## Problem statement
Copy the lines of the data below exactly, starting at the first and stopping after the line that contains "</Paragraph>"; include no pictures.

_ _ _

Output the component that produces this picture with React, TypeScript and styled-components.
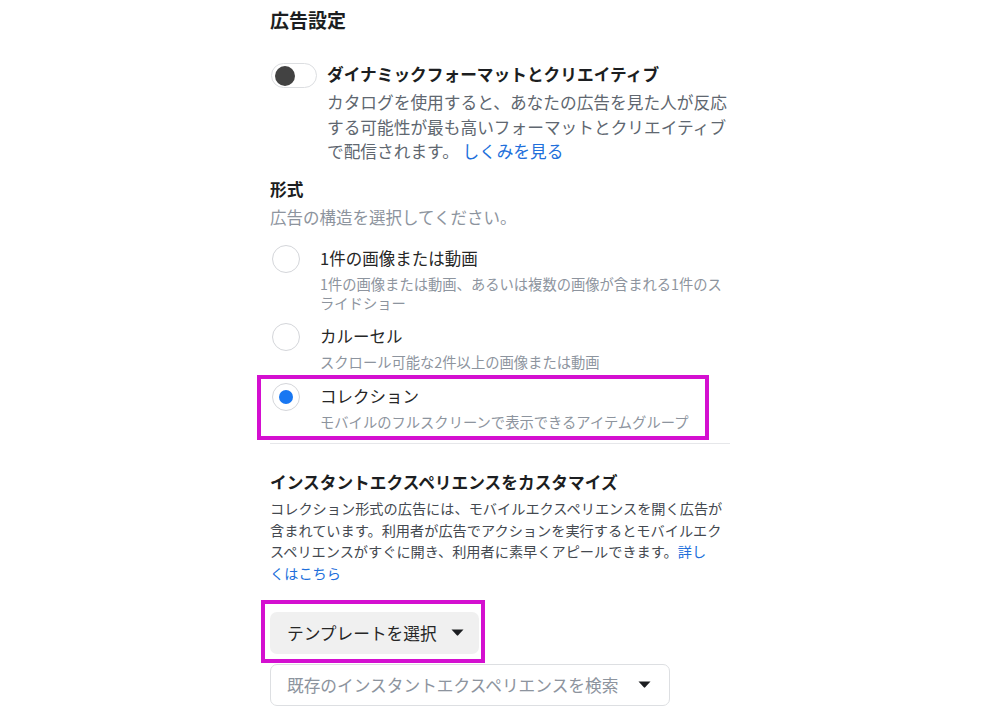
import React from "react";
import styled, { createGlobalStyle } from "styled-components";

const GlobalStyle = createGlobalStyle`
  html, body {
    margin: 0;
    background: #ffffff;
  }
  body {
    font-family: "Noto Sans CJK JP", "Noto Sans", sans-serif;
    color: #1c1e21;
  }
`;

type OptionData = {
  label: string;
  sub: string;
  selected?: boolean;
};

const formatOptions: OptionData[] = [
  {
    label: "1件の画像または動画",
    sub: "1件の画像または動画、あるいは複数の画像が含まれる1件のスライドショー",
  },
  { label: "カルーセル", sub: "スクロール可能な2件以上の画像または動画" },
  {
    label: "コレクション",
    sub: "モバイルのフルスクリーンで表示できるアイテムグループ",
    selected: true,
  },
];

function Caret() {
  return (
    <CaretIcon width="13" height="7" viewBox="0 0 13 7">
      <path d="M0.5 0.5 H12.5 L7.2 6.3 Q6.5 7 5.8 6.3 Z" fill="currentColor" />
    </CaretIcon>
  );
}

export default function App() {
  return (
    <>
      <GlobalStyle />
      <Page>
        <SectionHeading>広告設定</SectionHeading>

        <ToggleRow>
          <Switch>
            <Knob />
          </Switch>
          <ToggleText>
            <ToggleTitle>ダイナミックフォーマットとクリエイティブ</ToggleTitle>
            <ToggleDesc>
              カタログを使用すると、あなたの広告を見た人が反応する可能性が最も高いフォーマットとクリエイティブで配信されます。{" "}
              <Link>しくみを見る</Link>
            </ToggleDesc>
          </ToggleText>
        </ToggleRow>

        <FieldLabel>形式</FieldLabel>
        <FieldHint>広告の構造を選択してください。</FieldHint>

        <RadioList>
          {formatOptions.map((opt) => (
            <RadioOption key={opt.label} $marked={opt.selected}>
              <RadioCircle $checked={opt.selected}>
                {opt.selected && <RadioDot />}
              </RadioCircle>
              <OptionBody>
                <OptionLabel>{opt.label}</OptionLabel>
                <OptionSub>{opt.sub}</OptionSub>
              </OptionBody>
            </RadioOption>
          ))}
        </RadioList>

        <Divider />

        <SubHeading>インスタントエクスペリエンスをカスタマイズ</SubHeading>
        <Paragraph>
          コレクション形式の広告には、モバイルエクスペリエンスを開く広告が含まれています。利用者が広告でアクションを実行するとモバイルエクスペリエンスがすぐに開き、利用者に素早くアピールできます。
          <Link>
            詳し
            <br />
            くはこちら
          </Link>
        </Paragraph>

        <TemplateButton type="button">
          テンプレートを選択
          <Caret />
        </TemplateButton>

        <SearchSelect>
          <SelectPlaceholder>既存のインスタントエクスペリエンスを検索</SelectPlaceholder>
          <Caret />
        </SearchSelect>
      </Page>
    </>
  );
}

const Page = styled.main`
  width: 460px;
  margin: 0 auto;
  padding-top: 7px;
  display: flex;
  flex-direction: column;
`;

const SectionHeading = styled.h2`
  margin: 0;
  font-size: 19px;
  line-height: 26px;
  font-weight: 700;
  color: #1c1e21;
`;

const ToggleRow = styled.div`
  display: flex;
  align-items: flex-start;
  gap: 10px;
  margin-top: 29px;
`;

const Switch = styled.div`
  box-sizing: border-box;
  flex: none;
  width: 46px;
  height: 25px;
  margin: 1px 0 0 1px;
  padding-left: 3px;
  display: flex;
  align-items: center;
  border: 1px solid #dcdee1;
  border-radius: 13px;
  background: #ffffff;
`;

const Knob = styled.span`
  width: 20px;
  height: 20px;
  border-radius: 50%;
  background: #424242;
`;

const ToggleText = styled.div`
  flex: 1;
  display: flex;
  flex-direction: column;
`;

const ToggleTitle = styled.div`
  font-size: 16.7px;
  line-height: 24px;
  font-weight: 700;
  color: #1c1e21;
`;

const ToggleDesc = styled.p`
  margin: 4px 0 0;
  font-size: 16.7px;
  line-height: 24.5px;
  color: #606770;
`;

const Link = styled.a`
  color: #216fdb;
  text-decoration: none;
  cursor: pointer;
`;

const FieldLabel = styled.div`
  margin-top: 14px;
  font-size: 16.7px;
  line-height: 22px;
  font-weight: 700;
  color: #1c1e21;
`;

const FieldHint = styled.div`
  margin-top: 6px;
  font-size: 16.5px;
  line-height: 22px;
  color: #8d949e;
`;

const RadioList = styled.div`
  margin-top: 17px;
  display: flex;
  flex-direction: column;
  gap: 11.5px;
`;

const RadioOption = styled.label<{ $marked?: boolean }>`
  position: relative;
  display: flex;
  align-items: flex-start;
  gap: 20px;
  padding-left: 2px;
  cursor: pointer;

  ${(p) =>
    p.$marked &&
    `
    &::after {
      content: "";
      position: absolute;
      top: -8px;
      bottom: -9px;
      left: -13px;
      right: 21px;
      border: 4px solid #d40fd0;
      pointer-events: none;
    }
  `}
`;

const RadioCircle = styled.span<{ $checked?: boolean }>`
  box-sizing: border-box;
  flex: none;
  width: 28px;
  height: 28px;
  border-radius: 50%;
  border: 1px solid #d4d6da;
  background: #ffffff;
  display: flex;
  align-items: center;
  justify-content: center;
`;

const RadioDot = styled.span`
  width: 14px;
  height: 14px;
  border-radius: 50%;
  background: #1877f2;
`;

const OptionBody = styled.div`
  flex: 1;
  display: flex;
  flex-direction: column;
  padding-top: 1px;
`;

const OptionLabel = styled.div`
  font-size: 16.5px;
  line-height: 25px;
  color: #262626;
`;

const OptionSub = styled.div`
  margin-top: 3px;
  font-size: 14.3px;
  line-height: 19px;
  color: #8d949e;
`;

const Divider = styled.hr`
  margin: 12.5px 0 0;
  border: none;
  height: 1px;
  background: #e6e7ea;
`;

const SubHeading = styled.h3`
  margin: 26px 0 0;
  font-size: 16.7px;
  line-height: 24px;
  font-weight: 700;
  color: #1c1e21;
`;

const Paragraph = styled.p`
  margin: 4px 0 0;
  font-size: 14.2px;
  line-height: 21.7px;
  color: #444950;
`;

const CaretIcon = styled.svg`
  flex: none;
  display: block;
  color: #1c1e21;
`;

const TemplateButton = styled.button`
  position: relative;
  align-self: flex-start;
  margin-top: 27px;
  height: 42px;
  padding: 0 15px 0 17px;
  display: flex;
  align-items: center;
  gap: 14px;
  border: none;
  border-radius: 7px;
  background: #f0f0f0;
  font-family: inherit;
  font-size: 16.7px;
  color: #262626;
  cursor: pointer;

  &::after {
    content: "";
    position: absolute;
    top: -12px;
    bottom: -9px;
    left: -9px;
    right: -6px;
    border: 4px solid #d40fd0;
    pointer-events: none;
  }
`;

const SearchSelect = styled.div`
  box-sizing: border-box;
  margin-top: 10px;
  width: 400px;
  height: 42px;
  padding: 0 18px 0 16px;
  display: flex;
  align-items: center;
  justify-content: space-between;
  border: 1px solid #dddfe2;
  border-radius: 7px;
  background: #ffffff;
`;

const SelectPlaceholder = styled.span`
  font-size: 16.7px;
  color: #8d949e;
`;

_ _ _

## Worked answer
Output the component that produces this picture with React, TypeScript and styled-components.
import React from "react";
import styled, { createGlobalStyle } from "styled-components";

const GlobalStyle = createGlobalStyle`
  html, body {
    margin: 0;
    background: #ffffff;
  }
  body {
    font-family: "Noto Sans CJK JP", "Noto Sans", sans-serif;
    color: #1c1e21;
  }
`;

type OptionData = {
  label: string;
  sub: string;
  selected?: boolean;
};

const formatOptions: OptionData[] = [
  {
    label: "1件の画像または動画",
    sub: "1件の画像または動画、あるいは複数の画像が含まれる1件のスライドショー",
  },
  { label: "カルーセル", sub: "スクロール可能な2件以上の画像または動画" },
  {
    label: "コレクション",
    sub: "モバイルのフルスクリーンで表示できるアイテムグループ",
    selected: true,
  },
];

function Caret() {
  return (
    <CaretIcon width="13" height="7" viewBox="0 0 13 7">
      <path d="M0.5 0.5 H12.5 L7.2 6.3 Q6.5 7 5.8 6.3 Z" fill="currentColor" />
    </CaretIcon>
  );
}

export default function App() {
  return (
    <>
      <GlobalStyle />
      <Page>
        <SectionHeading>広告設定</SectionHeading>

        <ToggleRow>
          <Switch>
            <Knob />
          </Switch>
          <ToggleText>
            <ToggleTitle>ダイナミックフォーマットとクリエイティブ</ToggleTitle>
            <ToggleDesc>
              カタログを使用すると、あなたの広告を見た人が反応する可能性が最も高いフォーマットとクリエイティブで配信されます。{" "}
              <Link>しくみを見る</Link>
            </ToggleDesc>
          </ToggleText>
        </ToggleRow>

        <FieldLabel>形式</FieldLabel>
        <FieldHint>広告の構造を選択してください。</FieldHint>

        <RadioList>
          {formatOptions.map((opt) => (
            <RadioOption key={opt.label} $marked={opt.selected}>
              <RadioCircle $checked={opt.selected}>
                {opt.selected && <RadioDot />}
              </RadioCircle>
              <OptionBody>
                <OptionLabel>{opt.label}</OptionLabel>
                <OptionSub>{opt.sub}</OptionSub>
              </OptionBody>
            </RadioOption>
          ))}
        </RadioList>

        <Divider />

        <SubHeading>インスタントエクスペリエンスをカスタマイズ</SubHeading>
        <Paragraph>
          コレクション形式の広告には、モバイルエクスペリエンスを開く広告が含まれています。利用者が広告でアクションを実行するとモバイルエクスペリエンスがすぐに開き、利用者に素早くアピールできます。
          <Link>
            詳し
            <br />
            くはこちら
          </Link>
        </Paragraph>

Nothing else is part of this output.